Date:
Mon, 8 May 2006 12:00:53 -0400
From:
Benjamin Zipursky
Subject:
Childs v Desomeaux
A
few responses to the recent e-mails:
(1)
One of the commendable features of the decision, in my view, is
the choice of the level of generality selected. Presumably, a lot
of lower courts will have to take guidance from this case in a wide
variety of scenarios. Many of you in Canada know this court well,
which I do not, but it looks to me like the Court wanted to balance
two constraints: (a) having a fairly general holding regarding cases
where the basic hook is that the defendant was the social host,
and denying the existence of duty in such cases; (b) leaving room
for a line of cases to open up where the host basically tanks up
someone who is not acting at full capacity because he is already
inebriated and puts him behind the driver's seat.

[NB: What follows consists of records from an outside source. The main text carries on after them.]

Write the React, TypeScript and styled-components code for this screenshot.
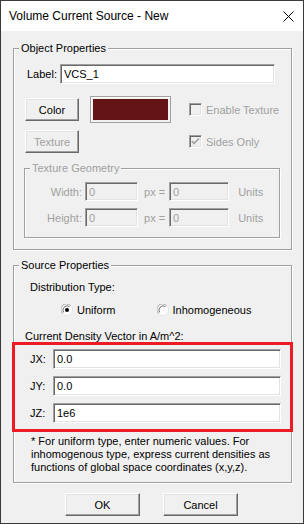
import React from 'react';
import styled, { createGlobalStyle } from 'styled-components';

const GlobalStyle = createGlobalStyle`
    html, body {
        margin: 0;
        padding: 0;
        background: #f0f0f0;
    }
    * {
        box-sizing: border-box;
    }
`;

const Window = styled.div`
    width: 304px;
    height: 524px;
    border: 1px solid #3a3a3a;
    background: #f0f0f0;
    display: flex;
    flex-direction: column;
    font-family: 'Liberation Sans', Arial, sans-serif;
    font-size: 11px;
    color: #000;
`;

const TitleBar = styled.div`
    height: 30px;
    flex: none;
    background: #fff;
    display: flex;
    align-items: center;
    justify-content: space-between;
    padding: 0 9px 0 8px;
    font-size: 12px;
`;

const Body = styled.div`
    padding: 17px 11px 0 12px;
    display: flex;
    flex-direction: column;
`;

const Group = styled.div<{ $top?: number }>`
    position: relative;
    margin-top: ${(p) => p.$top ?? 0}px;
    border: 1px solid #a0a0a0;
    box-shadow: 1px 1px 0 #fff, inset 1px 1px 0 #fff;
    padding: 0 11px;
    display: flex;
    flex-direction: column;
`;

const Legend = styled.span<{ $disabled?: boolean }>`
    position: absolute;
    top: -8px;
    left: 5px;
    padding: 0 2px;
    line-height: 14px;
    background: #f0f0f0;
    color: ${(p) => (p.$disabled ? '#a0a0a0' : '#000')};
`;

const Row = styled.div<{ $top?: number; $left?: number }>`
    display: flex;
    align-items: center;
    margin-top: ${(p) => p.$top ?? 0}px;
    padding-left: ${(p) => p.$left ?? 0}px;
`;

const Text = styled.span<{ $disabled?: boolean; $width?: number; $right?: boolean }>`
    color: ${(p) => (p.$disabled ? '#a0a0a0' : '#000')};
    width: ${(p) => (p.$width ? `${p.$width}px` : 'auto')};
    flex: none;
    text-align: ${(p) => (p.$right ? 'right' : 'left')};
    white-space: nowrap;
`;

const Field = styled.input<{ $width: number; $height?: number }>`
    width: ${(p) => p.$width}px;
    height: ${(p) => p.$height ?? 20}px;
    flex: none;
    margin: 0;
    padding: 0 0 0 3px;
    border: 1px solid;
    border-color: #a0a0a0 #fff #fff #a0a0a0;
    box-shadow: inset 1px 1px 0 #696969, inset -1px -1px 0 #e3e3e3;
    background: #fff;
    font-family: inherit;
    font-size: 11px;
    color: #000;
    outline: none;

    &:disabled {
        background: #f0f0f0;
        color: #a0a0a0;
    }
`;

const Button = styled.button<{ $width?: number }>`
    width: ${(p) => p.$width ?? 54}px;
    height: 23px;
    flex: none;
    margin: 0;
    padding: 0;
    border: 1px solid;
    border-color: #fff #696969 #696969 #fff;
    box-shadow: inset -1px -1px 0 #a0a0a0, inset 1px 1px 0 #e3e3e3;
    background: #f0f0f0;
    font-family: inherit;
    font-size: 11px;
    color: #000;

    &:disabled {
        color: #a0a0a0;
    }
`;

const Swatch = styled.div`
    width: 81px;
    height: 27px;
    flex: none;
    margin-left: 11px;
    border: 1px solid #a0a0a0;
    box-shadow: inset 1px 1px 0 #fff;
    padding: 2px;
    background: #f0f0f0;
`;

const SwatchFill = styled.div<{ $color: string }>`
    width: 100%;
    height: 100%;
    background: ${(p) => p.$color};
`;

const Check = styled.label<{ $left: number }>`
    display: flex;
    align-items: center;
    gap: 4px;
    margin-left: ${(p) => p.$left}px;
    color: #a0a0a0;
`;

const Box = styled.span`
    width: 13px;
    height: 13px;
    flex: none;
    border: 1px solid;
    border-color: #a0a0a0 #fff #fff #a0a0a0;
    box-shadow: inset 1px 1px 0 #696969, inset -1px -1px 0 #e3e3e3;
    background: #f0f0f0;
    display: flex;
    align-items: center;
    justify-content: center;
`;

const SubGroup = styled(Group)`
    margin-left: -1px;
    padding: 0 0 10px 0;
`;

const Spacer = styled.div<{ $height: number }>`
    height: ${(p) => p.$height}px;
    flex: none;
`;

const RedFrame = styled.div`
    margin: 0 -13px;
    border: 3px solid #ed1c24;
    padding: 4px 10px 6px 15px;
    display: flex;
    flex-direction: column;
    gap: 7px;
`;

const Radio = styled.label<{ $left: number }>`
    display: flex;
    align-items: center;
    gap: 4px;
    margin-left: ${(p) => p.$left}px;
`;

const Note = styled.p`
    margin: 3px 0 0 6px;
    padding-bottom: 8px;
    line-height: 13px;
    white-space: nowrap;
`;

const Footer = styled.div`
    display: flex;
    gap: 23px;
    margin-top: 10px;
    padding-left: 52px;
`;

const CheckBox = ({ checked }: { checked?: boolean }) => (
    <Box>
        {checked && (
            <svg width="9" height="9" viewBox="0 0 9 9">
                <path d="M1 4 L3 6.5 L8 1.5" fill="none" stroke="#a0a0a0" strokeWidth="1.6" />
            </svg>
        )}
    </Box>
);

const RadioDot = ({ checked }: { checked?: boolean }) => (
    <svg width="12" height="12" viewBox="0 0 12 12">
        <circle cx="6" cy="6" r="5.5" fill="#fff" />
        <path d="M1.5 9.5 A5.5 5.5 0 0 1 9.5 1.5" fill="none" stroke="#a0a0a0" />
        <path d="M2.6 8.4 A4.2 4.2 0 0 1 8.4 2.6" fill="none" stroke="#696969" />
        <path d="M9.9 2.1 A5.5 5.5 0 0 1 2.1 9.9" fill="none" stroke="#e3e3e3" />
        {checked && <circle cx="6" cy="6" r="2" fill="#000" />}
    </svg>
);

const CloseIcon = () => (
    <svg width="11" height="11" viewBox="0 0 11 11">
        <path d="M0.5 0.5 L10.5 10.5 M10.5 0.5 L0.5 10.5" stroke="#000" strokeWidth="1" />
    </svg>
);

const App: React.FC = () => {
    return (
        <>
            <GlobalStyle />
            <Window>
                <TitleBar>
                    <span>Volume Current Source - New</span>
                    <CloseIcon />
                </TitleBar>
                <Body>
                    <Group>
                        <Legend>Object Properties</Legend>
                        <Row $top={15} $left={2}>
                            <Text $width={33}>Label:</Text>
                            <Field $width={215} defaultValue="VCS_1" />
                        </Row>
                        <Row $top={12}>
                            <Button>Color</Button>
                            <Swatch>
                                <SwatchFill $color="#641414" />
                            </Swatch>
                            <Check $left={18}>
                                <CheckBox />
                                Enable Texture
                            </Check>
                        </Row>
                        <Row $top={7}>
                            <Button disabled>Texture</Button>
                            <Check $left={110}>
                                <CheckBox checked />
                                Sides Only
                            </Check>
                        </Row>
                        <SubGroup $top={15}>
                            <Legend $disabled>Texture Geometry</Legend>
                            <Row $top={13}>
                                <Text $disabled $right $width={60}>Width:&nbsp;</Text>
                                <Field $width={53} $height={19} disabled defaultValue="0" />
                                <Text $disabled $width={31}>&nbsp;&nbsp;px =</Text>
                                <Field $width={60} $height={19} disabled defaultValue="0" />
                                <Text $disabled>&nbsp;&nbsp;&nbsp;Units</Text>
                            </Row>
                            <Row $top={7}>
                                <Text $disabled $right $width={60}>Height:&nbsp;</Text>
                                <Field $width={53} $height={19} disabled defaultValue="0" />
                                <Text $disabled $width={31}>&nbsp;&nbsp;px =</Text>
                                <Field $width={60} $height={19} disabled defaultValue="0" />
                                <Text $disabled>&nbsp;&nbsp;&nbsp;Units</Text>
                            </Row>
                        </SubGroup>
                        <Spacer $height={11} />
                    </Group>

                    <Group $top={15}>
                        <Legend>Source Properties</Legend>
                        <Row $top={15} $left={5}>
                            <Text>Distribution Type:</Text>
                        </Row>
                        <Row $top={11}>
                            <Radio $left={36}>
                                <RadioDot checked />
                                Uniform
                            </Radio>
                            <Radio $left={41}>
                                <RadioDot />
                                Inhomogeneous
                            </Radio>
                        </Row>
                        <Row $top={14}>
                            <Text>Current Density Vector in A/m^2:</Text>
                        </Row>
                        <RedFrame>
                            <Row>
                                <Text $width={23}>JX:</Text>
                                <Field $width={228} defaultValue="0.0" />
                            </Row>
                            <Row>
                                <Text $width={23}>JY:</Text>
                                <Field $width={228} defaultValue="0.0" />
                            </Row>
                            <Row>
                                <Text $width={23}>JZ:</Text>
                                <Field $width={228} defaultValue="1e6" />
                            </Row>
                        </RedFrame>
                        <Note>
                            * For uniform type, enter numeric values. For
                            <br />
                            inhomogenous type, express current densities as
                            <br />
                            functions of global space coordinates (x,y,z).
                        </Note>
                    </Group>

                    <Footer>
                        <Button $width={75}>OK</Button>
                        <Button $width={75}>Cancel</Button>
                    </Footer>
                </Body>
            </Window>
        </>
    );
};

export default App;
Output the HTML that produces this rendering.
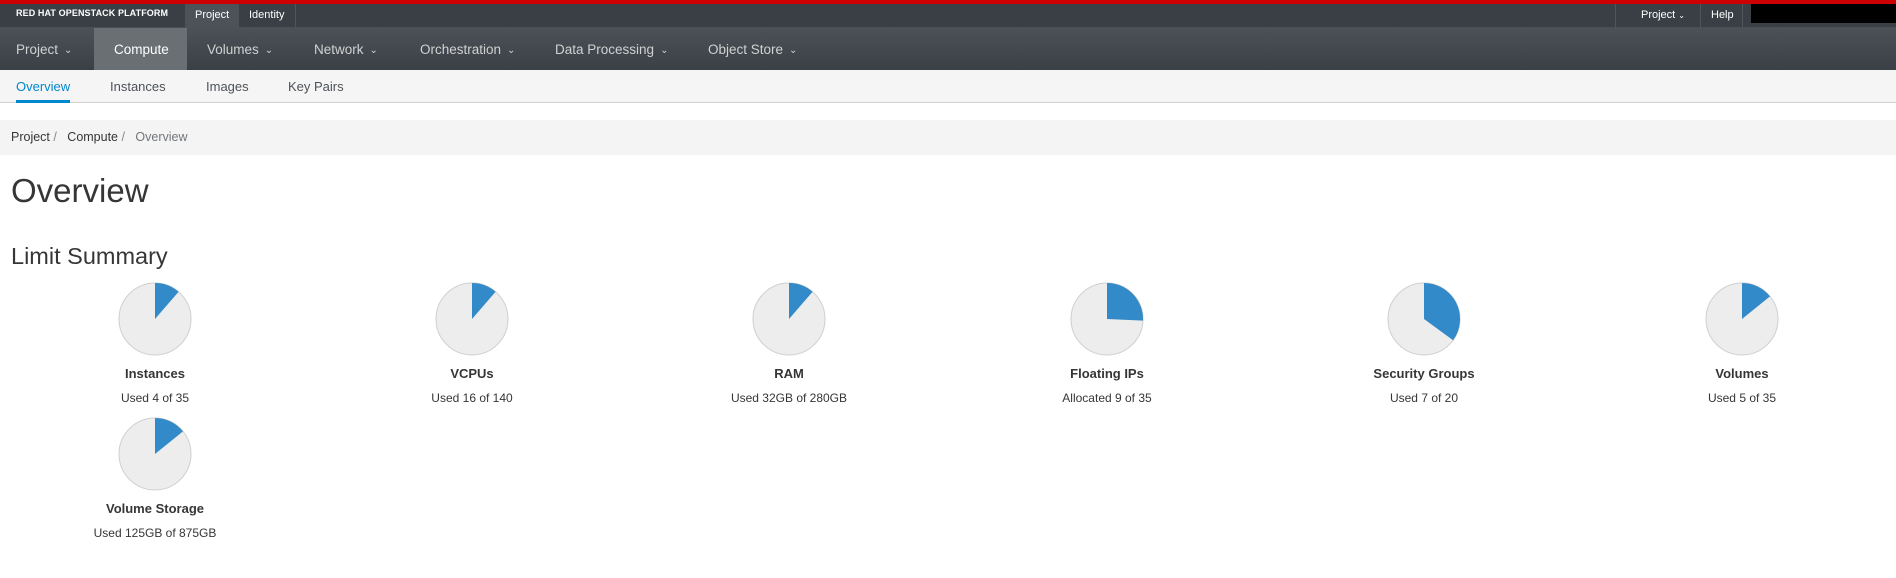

I think the oddities
David rightly point out have to do with the court's trying to accommodate
(a). In that regard, I wonder whether the court in its heart of
hearts really believed there was this kind of avoidance of knowledge
(as opposed to being willing to accept it as a matter of fact so
as to reach a fairly broad holding); I tend to doubt it.
(2)
I think it is not limited to BYOB cases, and that it was sensible
of the court not to force lower courts and lawyers to think through
"who supplied it" issues in future cases.
(3)
I think the court's comments regarding foreseeability are, as Neil
suggests, not very credible. Indeed, I found this a point of fairly
striking disingenuousness in an otherwise quite open decision. I
hope some of you who are scholars of this court might be able to
say why the court felt the need to do this, since it is not credible,
and since its other reasons for reaching the result would have been
sufficient. Obviously, it makes the case look easier, but at some
cost in credibility.
(4)
I, of course, was gratified to see the court's treatment of the
nonfeasance/misfeasance, having pushed (with John Goldberg) the
same point before. Notably, the court takes a line that seems straightforward
and comprehensible, but that Richard Wright quite plausibly criticized
in an earlier exchange: it essentially asserts that holding a party
is de minimis risk-creation, and therefore does not bring one within
misfeasance. I am sympathetic with what I took Richard's point to
be: that even if in theory there is some de minimis risk-creation,
it seems ill-advised to invite courts to slice the nonfeasance/misfeasance
issue that way as a matter of law. Maybe Richard's point was principally
applicable to American jurisdictions, where the judge/jury distinction
connects with the duty/breach distinction, and so perhaps he would
accept this in Canada. But in any case, I find it conceptually unsatisfactory,
and so am on the lookout for a better way to explain the point:
to repeat, not any action that creates a risk of injury to others
counts as misfeasance for purposes of duty analysis. I believe that
there is a normative point regarding whether the injuring of the
plaintiff should count as the social host's misfeasance; if we regard
the adult drunk driver as autonomous, then it is only his doing,
not the social host's. To be sure, a great deal must be said here
to explain why this is not begging the question. To my mind, it
was quite interesting that in a unanimous high court opinion that
read quite well, something like this idea seems to be both implicit
and commonsensical. But of course question-begging arguments do
sometimes manage to sound good.
(5)
Again, I have not followed the development of case law on what is
a "novel duty", but I would have thought the following
two ideas would be important: (i) from the point of view of legal
actors, would the duty be regarded as a fairly clear legal application
of incontrovertibly recognized legal duties? (ii) would the movement
from the allegedly clear categorical duty to the alleged application
involve only a minimal amount of judgment about moral questions
and policy issues as to which one could imagine substantial differences
among courts? I would think in this case, the answer to both questions
would be no, and that, therefore, it should count as a "novel
duty" case. Nothing about this analysis is meant to pre-judge
jurisprudential issues about whether it is a legal duty or is objectively
there; the idea is simply that courts ought to be pushed to articulate
their reasons more clearly, and not feign "easy application"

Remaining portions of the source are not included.